STATED TASK: Extract, in full, the lines below, beginning at the first and ending with the line that contains "const pad = (n: number)". Pictures do not belong in the copy.
--- START OF DATASET SECTION ---
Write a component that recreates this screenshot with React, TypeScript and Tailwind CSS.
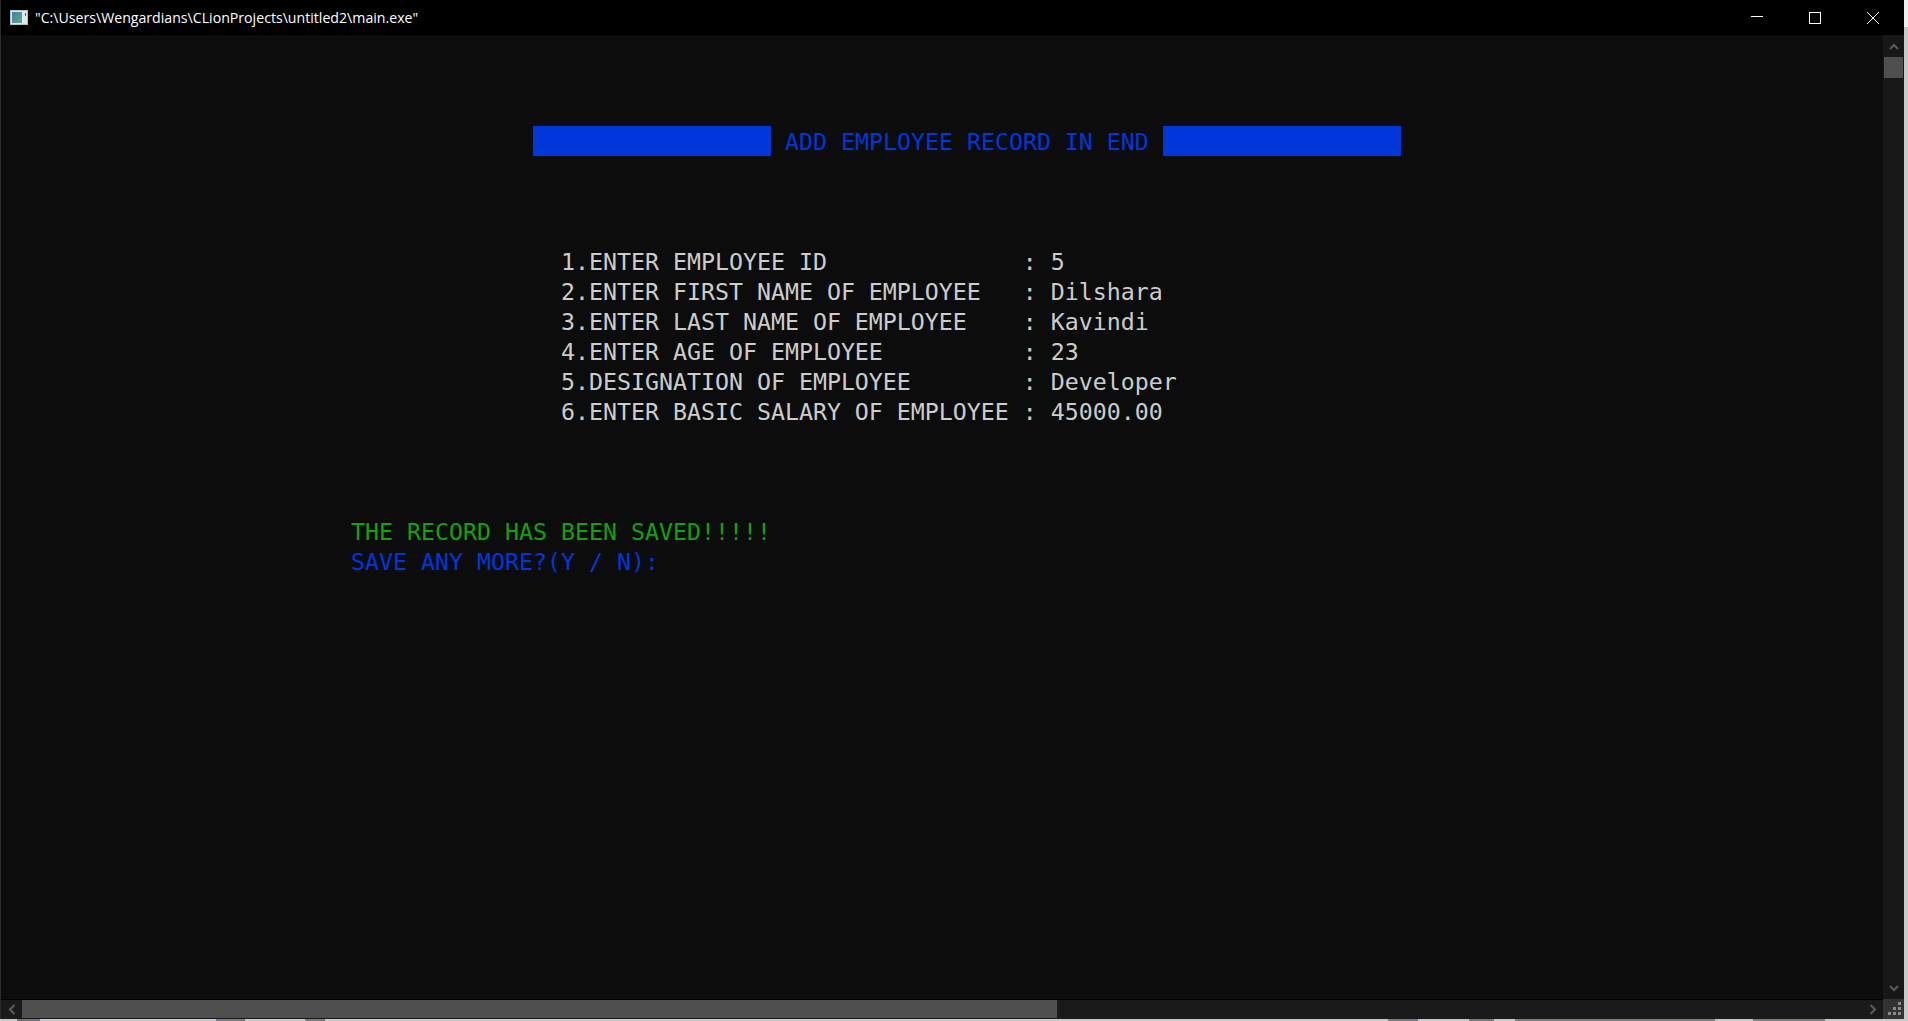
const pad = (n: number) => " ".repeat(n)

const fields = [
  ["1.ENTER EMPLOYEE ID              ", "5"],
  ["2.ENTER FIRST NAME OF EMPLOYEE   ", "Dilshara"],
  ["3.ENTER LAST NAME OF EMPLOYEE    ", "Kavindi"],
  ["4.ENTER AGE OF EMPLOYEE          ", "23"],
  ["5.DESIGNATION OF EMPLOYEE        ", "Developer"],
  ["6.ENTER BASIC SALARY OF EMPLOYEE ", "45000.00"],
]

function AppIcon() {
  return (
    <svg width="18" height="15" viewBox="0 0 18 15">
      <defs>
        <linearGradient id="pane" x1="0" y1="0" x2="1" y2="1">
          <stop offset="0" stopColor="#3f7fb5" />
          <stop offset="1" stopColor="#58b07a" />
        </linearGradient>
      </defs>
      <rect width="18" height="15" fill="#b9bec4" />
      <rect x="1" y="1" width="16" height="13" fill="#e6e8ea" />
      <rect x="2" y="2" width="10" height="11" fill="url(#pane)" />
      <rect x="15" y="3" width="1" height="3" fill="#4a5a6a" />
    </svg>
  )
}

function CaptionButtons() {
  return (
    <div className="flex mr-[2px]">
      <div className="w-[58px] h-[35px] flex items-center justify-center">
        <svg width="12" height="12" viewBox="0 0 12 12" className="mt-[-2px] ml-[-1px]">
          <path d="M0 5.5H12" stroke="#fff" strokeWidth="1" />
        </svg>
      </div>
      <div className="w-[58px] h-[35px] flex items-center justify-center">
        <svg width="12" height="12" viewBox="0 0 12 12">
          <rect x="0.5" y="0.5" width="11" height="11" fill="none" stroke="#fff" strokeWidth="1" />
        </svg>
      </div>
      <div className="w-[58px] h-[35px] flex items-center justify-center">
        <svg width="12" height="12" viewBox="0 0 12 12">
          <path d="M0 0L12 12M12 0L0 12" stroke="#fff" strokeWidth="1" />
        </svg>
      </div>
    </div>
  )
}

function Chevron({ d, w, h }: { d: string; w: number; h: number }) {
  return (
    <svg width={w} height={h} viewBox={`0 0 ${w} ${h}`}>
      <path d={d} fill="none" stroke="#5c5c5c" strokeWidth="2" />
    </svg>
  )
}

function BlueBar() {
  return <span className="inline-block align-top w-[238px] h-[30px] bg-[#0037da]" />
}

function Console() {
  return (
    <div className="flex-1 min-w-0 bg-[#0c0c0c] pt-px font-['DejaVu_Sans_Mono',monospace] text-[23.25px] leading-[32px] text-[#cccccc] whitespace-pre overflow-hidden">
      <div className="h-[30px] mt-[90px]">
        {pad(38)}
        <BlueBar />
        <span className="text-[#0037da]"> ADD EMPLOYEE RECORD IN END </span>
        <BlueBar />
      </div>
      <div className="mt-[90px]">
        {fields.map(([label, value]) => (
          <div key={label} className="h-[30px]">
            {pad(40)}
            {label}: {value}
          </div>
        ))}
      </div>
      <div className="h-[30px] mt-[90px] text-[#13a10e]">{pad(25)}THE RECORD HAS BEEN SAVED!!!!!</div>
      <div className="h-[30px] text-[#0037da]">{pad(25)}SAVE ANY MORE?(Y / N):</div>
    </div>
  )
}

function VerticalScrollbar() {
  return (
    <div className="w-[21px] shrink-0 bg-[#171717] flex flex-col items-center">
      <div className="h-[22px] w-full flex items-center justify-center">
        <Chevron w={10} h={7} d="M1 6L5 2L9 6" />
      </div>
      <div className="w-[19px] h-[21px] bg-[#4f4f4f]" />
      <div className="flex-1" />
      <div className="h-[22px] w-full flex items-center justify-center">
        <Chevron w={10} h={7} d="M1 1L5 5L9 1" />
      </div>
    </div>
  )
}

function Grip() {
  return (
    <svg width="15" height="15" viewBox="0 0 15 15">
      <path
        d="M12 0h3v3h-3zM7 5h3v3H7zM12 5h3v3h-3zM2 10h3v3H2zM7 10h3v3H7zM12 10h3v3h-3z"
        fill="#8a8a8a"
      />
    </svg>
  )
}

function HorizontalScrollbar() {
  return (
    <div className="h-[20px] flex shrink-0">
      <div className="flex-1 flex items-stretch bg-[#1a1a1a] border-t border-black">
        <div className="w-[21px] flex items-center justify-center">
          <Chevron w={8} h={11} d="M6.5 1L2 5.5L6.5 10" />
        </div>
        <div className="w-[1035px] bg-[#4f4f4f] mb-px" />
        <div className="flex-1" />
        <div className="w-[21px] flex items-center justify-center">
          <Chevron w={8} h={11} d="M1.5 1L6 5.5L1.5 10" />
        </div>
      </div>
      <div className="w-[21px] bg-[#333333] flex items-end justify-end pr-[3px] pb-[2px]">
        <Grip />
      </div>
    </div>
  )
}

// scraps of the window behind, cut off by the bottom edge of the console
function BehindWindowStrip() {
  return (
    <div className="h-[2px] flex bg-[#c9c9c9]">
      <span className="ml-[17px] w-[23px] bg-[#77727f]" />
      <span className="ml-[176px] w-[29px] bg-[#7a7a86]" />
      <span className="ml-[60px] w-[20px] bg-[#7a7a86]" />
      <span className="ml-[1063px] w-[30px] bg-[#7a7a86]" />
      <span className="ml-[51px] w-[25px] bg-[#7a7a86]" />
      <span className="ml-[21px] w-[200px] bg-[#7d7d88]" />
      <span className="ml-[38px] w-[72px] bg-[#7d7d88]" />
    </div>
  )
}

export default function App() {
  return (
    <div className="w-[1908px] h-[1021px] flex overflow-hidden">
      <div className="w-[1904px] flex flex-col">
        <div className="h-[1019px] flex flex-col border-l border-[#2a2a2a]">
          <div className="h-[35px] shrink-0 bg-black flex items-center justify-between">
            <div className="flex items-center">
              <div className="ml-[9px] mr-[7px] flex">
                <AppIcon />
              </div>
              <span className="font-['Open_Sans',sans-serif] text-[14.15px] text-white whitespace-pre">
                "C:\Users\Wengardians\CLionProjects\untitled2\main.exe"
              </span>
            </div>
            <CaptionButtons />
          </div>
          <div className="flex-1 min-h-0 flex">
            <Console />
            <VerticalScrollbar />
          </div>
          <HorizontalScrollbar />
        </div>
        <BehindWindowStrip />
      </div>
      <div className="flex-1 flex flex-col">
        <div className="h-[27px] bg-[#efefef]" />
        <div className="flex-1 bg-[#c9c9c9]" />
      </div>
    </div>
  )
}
--- END OF DATASET SECTION ---
ANSWER TO THIS EXERCISE:
Write a component that recreates this screenshot with React, TypeScript and Tailwind CSS.
const pad = (n: number) => " ".repeat(n)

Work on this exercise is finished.